- **EXERCISE PROMPT**
Find all the lines with "screenshot" and gather them.

[start]

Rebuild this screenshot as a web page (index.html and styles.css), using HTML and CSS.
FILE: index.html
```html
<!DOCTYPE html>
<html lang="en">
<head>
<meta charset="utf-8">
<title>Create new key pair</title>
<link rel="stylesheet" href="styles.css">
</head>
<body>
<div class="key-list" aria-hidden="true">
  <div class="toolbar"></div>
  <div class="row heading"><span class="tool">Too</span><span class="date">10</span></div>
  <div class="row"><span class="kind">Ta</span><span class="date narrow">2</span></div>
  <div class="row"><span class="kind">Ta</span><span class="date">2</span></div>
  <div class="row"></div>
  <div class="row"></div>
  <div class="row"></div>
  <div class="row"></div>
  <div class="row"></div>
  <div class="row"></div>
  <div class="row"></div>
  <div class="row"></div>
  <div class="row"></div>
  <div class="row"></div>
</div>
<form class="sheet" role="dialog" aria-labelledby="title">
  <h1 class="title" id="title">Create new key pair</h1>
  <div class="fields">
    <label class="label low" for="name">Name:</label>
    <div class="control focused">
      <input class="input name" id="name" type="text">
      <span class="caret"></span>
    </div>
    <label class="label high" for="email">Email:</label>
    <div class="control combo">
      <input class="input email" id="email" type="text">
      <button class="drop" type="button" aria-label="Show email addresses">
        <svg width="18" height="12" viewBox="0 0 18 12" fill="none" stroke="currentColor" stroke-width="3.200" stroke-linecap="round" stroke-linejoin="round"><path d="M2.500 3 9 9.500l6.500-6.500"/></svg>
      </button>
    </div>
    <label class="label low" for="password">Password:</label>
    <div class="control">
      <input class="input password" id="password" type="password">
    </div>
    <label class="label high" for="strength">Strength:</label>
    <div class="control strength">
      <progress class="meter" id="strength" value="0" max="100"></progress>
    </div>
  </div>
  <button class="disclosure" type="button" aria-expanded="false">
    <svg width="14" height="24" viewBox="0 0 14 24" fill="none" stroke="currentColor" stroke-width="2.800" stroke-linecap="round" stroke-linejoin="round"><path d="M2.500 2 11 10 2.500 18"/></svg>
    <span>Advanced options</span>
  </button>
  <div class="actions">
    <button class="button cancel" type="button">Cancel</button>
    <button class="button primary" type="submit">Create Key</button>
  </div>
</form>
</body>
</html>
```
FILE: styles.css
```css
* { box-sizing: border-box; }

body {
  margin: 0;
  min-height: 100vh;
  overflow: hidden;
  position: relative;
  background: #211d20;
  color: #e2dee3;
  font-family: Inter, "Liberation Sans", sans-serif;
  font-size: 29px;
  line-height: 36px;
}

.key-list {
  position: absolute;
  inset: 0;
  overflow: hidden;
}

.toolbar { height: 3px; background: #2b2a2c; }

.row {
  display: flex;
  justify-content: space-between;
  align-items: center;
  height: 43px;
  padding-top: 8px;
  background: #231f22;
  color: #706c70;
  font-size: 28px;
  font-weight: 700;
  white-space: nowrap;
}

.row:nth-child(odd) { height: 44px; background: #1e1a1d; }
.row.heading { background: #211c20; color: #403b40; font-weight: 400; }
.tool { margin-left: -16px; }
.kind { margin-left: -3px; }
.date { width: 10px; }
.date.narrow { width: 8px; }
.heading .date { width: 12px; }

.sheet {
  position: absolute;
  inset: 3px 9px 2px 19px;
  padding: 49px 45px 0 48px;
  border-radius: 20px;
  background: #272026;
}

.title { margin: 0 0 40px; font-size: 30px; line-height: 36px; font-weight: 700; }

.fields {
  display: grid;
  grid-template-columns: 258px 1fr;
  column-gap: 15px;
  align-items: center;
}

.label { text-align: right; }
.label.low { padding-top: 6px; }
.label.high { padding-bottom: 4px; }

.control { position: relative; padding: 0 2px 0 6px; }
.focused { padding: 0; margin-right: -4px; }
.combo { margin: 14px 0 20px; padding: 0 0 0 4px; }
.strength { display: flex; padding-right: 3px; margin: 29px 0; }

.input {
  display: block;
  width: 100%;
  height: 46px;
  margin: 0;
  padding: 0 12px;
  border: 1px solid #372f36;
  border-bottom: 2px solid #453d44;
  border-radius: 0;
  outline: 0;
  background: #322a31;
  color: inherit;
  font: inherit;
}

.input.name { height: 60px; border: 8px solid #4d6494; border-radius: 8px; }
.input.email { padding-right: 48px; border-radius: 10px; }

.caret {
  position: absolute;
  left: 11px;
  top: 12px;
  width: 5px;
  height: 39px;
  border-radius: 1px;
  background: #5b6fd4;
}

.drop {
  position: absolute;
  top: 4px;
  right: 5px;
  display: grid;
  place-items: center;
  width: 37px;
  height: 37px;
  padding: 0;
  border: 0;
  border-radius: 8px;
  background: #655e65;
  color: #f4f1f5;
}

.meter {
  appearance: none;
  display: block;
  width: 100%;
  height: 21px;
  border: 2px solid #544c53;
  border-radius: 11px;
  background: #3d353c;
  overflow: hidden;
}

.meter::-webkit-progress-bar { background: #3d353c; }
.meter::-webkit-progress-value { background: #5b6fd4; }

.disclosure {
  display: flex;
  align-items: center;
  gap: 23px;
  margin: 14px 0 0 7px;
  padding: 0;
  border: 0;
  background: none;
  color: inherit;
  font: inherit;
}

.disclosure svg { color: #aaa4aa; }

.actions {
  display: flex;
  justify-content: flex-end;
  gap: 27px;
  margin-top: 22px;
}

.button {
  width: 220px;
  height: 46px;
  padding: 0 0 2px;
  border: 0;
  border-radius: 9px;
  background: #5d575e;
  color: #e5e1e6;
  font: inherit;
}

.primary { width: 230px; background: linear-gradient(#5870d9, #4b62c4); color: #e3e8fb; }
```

[end]
[start]

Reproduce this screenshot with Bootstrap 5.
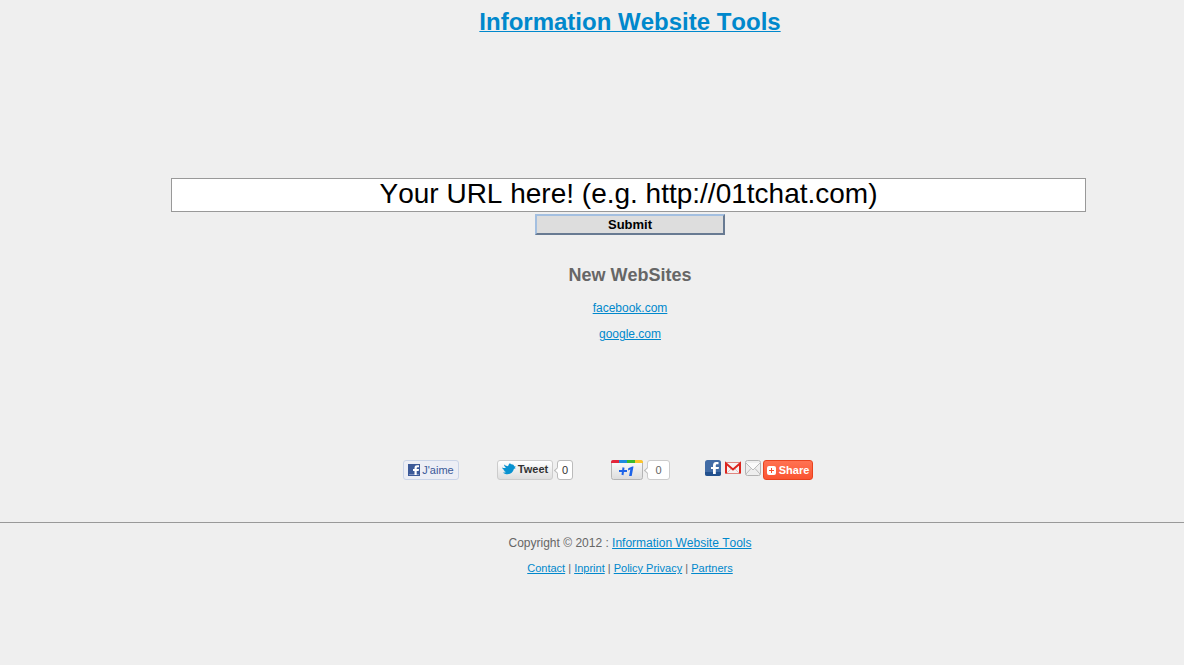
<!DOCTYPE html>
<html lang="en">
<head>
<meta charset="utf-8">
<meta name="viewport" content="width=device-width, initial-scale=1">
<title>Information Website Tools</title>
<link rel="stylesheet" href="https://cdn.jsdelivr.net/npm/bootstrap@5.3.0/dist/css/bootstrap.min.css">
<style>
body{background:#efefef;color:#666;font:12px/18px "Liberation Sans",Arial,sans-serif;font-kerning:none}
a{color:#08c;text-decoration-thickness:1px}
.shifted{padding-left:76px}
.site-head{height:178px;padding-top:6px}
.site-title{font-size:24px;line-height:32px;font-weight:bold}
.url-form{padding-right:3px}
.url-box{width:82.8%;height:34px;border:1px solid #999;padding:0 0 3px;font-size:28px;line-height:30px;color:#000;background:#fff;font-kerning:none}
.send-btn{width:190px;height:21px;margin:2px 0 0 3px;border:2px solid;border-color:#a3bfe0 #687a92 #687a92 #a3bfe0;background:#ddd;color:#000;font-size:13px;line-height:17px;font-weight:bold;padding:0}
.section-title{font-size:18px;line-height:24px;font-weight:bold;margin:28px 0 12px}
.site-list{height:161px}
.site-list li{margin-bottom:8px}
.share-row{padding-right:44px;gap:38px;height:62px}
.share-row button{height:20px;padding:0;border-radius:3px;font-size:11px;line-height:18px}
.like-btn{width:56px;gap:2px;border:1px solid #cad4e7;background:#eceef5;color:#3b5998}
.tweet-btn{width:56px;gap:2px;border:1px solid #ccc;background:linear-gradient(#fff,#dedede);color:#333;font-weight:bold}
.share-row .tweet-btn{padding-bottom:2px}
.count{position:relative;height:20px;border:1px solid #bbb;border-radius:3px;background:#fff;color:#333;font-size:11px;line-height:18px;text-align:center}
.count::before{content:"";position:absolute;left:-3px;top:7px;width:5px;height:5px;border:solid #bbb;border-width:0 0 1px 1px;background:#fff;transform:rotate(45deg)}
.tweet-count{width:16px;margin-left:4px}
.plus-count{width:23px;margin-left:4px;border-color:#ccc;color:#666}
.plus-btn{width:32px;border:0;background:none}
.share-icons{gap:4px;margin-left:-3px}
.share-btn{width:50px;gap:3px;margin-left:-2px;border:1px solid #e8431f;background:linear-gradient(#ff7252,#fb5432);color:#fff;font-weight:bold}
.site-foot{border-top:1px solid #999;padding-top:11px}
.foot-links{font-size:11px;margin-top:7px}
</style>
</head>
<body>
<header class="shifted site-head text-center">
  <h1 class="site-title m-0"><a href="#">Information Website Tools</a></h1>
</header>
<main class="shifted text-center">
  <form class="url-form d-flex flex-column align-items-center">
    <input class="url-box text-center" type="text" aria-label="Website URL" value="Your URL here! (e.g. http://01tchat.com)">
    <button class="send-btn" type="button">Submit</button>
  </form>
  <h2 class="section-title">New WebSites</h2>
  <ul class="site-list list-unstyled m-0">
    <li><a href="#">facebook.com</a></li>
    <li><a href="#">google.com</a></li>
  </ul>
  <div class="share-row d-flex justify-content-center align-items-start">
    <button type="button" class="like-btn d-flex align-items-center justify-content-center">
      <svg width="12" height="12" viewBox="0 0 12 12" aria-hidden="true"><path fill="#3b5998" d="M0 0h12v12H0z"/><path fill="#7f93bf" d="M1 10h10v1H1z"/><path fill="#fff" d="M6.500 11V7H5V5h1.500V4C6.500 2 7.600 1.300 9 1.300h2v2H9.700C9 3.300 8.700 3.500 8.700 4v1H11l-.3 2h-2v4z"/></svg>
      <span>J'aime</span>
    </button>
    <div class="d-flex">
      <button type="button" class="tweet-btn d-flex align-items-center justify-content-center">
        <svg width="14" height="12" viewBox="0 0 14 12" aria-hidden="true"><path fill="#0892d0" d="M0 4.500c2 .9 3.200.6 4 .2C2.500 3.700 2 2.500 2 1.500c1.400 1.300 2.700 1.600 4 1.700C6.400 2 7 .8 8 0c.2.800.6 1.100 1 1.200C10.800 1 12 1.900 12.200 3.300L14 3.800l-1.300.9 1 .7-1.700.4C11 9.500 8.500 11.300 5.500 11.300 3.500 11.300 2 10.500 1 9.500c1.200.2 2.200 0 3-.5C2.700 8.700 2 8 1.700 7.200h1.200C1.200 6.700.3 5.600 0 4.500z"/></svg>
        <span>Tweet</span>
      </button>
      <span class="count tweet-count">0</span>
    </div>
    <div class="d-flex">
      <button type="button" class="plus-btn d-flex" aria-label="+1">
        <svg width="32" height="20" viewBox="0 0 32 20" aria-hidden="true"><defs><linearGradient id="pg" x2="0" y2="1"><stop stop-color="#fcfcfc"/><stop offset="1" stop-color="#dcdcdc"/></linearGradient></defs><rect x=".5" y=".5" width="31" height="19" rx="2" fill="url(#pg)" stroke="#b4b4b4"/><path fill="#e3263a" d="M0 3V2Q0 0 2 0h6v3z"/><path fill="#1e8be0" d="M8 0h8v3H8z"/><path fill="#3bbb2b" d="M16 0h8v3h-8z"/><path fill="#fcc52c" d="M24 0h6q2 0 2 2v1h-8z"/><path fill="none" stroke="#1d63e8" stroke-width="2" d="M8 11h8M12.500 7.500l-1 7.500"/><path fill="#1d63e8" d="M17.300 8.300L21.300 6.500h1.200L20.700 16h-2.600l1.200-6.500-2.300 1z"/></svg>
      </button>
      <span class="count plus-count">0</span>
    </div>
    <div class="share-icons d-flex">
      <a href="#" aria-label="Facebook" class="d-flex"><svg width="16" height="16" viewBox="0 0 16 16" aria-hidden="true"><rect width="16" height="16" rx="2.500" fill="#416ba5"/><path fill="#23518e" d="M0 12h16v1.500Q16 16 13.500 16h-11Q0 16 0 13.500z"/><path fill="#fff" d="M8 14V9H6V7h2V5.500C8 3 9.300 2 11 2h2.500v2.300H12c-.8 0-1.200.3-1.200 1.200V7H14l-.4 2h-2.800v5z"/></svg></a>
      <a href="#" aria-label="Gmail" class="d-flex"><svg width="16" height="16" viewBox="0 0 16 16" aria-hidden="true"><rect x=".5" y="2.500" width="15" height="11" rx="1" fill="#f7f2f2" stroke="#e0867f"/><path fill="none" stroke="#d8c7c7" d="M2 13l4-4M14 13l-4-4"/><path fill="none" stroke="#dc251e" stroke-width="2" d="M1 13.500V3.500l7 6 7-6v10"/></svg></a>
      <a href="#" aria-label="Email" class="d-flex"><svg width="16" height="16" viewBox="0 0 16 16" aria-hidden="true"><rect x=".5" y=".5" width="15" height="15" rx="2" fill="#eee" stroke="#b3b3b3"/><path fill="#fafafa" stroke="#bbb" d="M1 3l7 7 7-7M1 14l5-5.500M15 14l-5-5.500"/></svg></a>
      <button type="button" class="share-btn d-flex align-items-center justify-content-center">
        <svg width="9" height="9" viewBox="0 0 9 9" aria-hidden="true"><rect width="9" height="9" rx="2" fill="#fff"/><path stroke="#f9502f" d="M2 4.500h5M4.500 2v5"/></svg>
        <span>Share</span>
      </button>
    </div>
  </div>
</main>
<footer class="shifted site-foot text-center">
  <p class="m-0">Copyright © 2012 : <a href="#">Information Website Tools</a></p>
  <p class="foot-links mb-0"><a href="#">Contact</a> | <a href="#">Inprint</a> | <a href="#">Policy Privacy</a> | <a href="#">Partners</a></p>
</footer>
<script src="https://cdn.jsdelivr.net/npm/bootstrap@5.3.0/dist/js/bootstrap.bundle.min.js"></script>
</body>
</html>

[end]

- **EXERCISE OUTPUT**
Rebuild this screenshot as a web page (index.html and styles.css), using HTML and CSS.
Reproduce this screenshot with Bootstrap 5.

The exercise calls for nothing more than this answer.